Episodic AI Agents: A Reconciliation-Based Approach to Autonomous Software Development

Abstract

Traditional "genius agent" architectures maintain persistent context across long-running software development tasks, leading to context drift, token bloat, and unpredictable failures. We present RalphSharp, a system implementing episodic agents, stateless workers that wake, execute a single task, and terminate. State persists exclusively in the filesystem, enabling natural resumability and eliminating memory drift. The system uses a four-stage pipeline (EXPLORE → REFINE → PLAN → EXECUTE) orchestrated by a reconciliation loop that continuously moves actual state toward desired state, analogous to Kubernetes controllers.


1. Introduction

1.1 Problem Statement

Long-running AI agents that hold entire projects in context memory suffer from:

  1. Context Drift: Accumulating irrelevant context leads to hallucinations
  2. Token Bloat: Memory consumption grows unbounded until limits are hit
  3. Unpredictable Failures: Long sessions produce inconsistent behavior
  4. Non-Resumability: Interruptions lose all progress

1.2 Core Insight

Software development tasks are naturally decomposable into atomic, verifiable units.
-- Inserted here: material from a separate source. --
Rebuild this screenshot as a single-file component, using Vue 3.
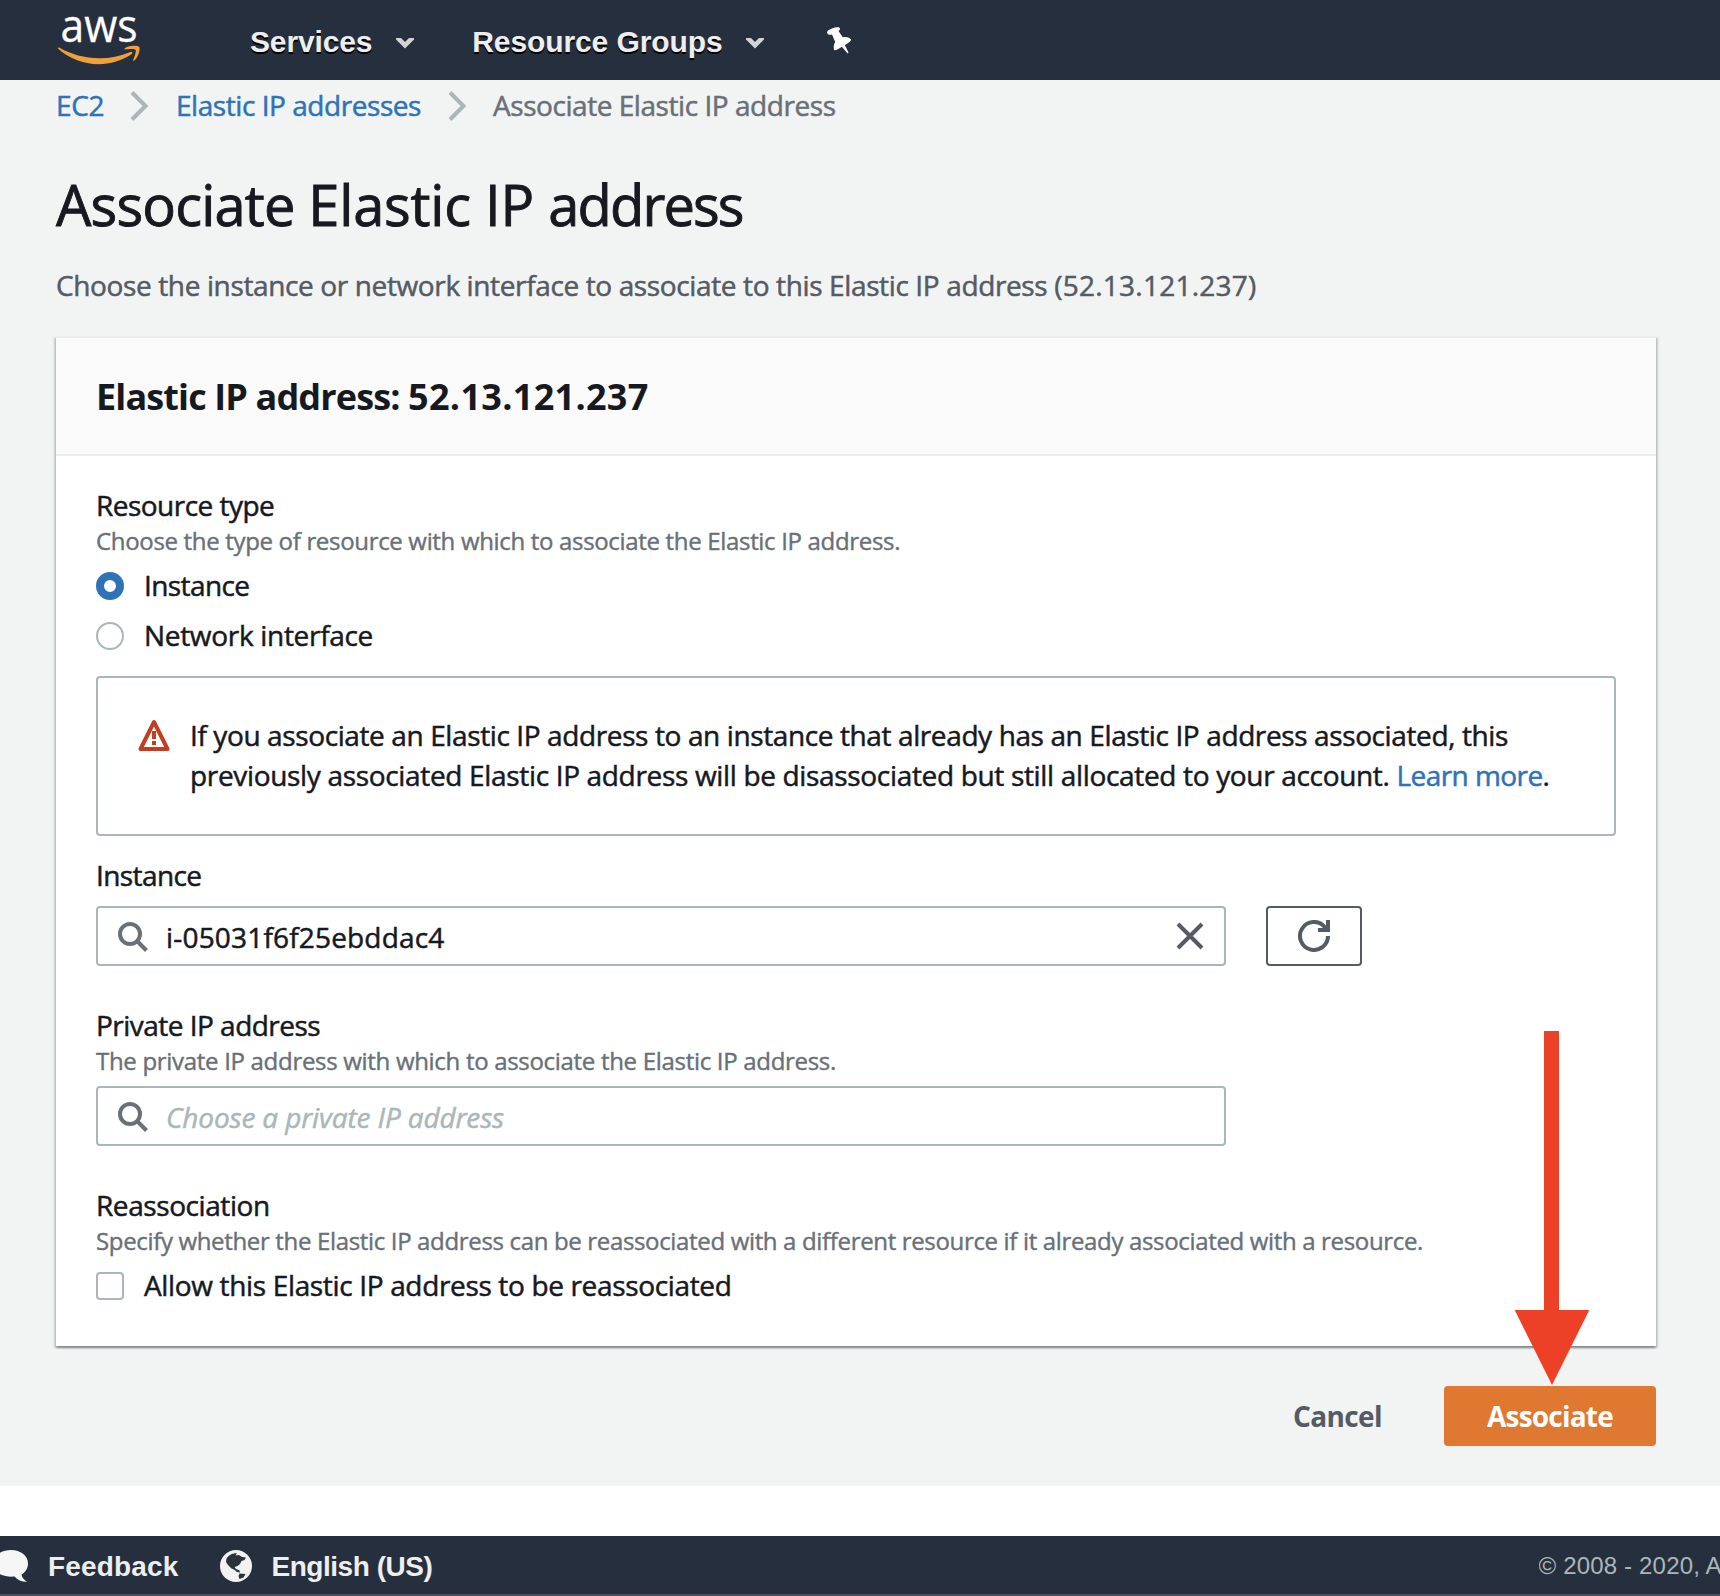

Rather than maintaining a long-lived "genius" agent, we propose dumb, episodic workers that:

  1. Wake with zero memory
  2. Read state from files
  3. Execute ONE task
  4. Terminate
  5. Loop restarts fresh

This transforms AI agent execution from a stateful process to a reconciliation loop.


2. Architecture

2.1 The Two Rooms Model

The system enforces strict separation of concerns through two isolated domains:

Room Role Access Operations
Clean Room (Thinker) Planning, Analysis Database, Memory Refine ideas, generate plans
Workshop (Doer/Ralph) Implementation Filesystem, Terminal Execute code, modify files

A StateSync Bridge provides unidirectional flow: Database → Filesystem. The Workshop never writes to the database; it only modifies files.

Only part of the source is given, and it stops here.